During the war, the judicial system was drastically curtailed. Stages of appeal were shortened or abolished. The younger judicial personnel were drafted into the military. Administrative jurisdiction ceased almost entirely. Paradoxically, the supreme administrative court, the Reichsverwaltungsgericht, was set up as late as 1941, though it failed to acquire any importance. The rest of the system was dominated by an increasingly harsh penal justice: External and internal pressure transformed it into a true instrument of terror during the war. However, since penal justice still failed to perform its tasks to the regime’s satisfaction, Sondergerichte (special courts) were set up everywhere. During the war they dealt with everyday crime and at times imposed barbaric punishments. There were also the special courts of the military, so-called Wehrmachtjustiz (military justice), which tried to discipline the fighting troops with draconian punishments and thousands of death sentences. Finally, the darkest chapter of the judicial system was the execution, in particular by the SS (Schutzstaffel, “protective force”), of an untold number of people without trials and sentences.

The Postwar Period

III.
After Germany’s capitulation on May 8, 1945, the Allies assumed “supreme authority” and rebuilt the judicial system from the bottom up. In the process there were characteristic differences between the American, the British, and the French Zones. The Soviet Zone took a separate path altogether, under the domination of Josef Stalin.

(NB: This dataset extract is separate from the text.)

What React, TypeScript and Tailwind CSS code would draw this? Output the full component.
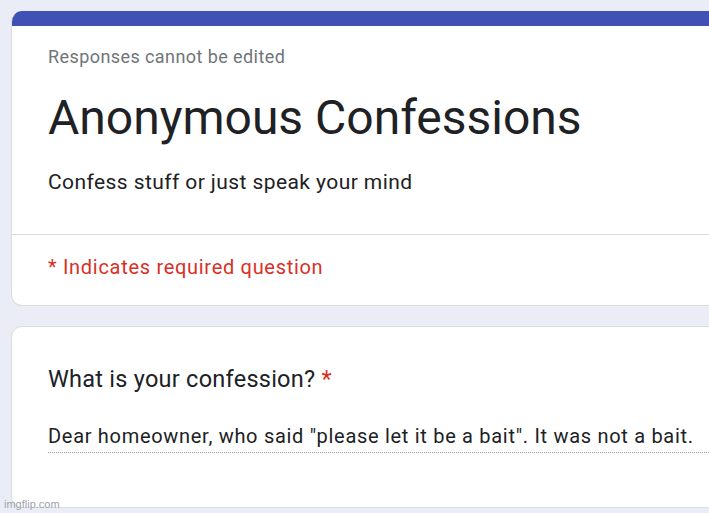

The prevailing statutory law was “cleansed” of Nazi ideas and brought back. Judges were subjected to “de-Nazification” and rather generously restored to their positions. This explains a strong continuity in terms of personnel, which had unfortunate consequences for the prosecution of crimes from the Nazi era. The structure of the courts corresponded essentially to the model of the Weimar period. The Reichsgericht was renamed Bundesgerichtshof (Federal Supreme Court).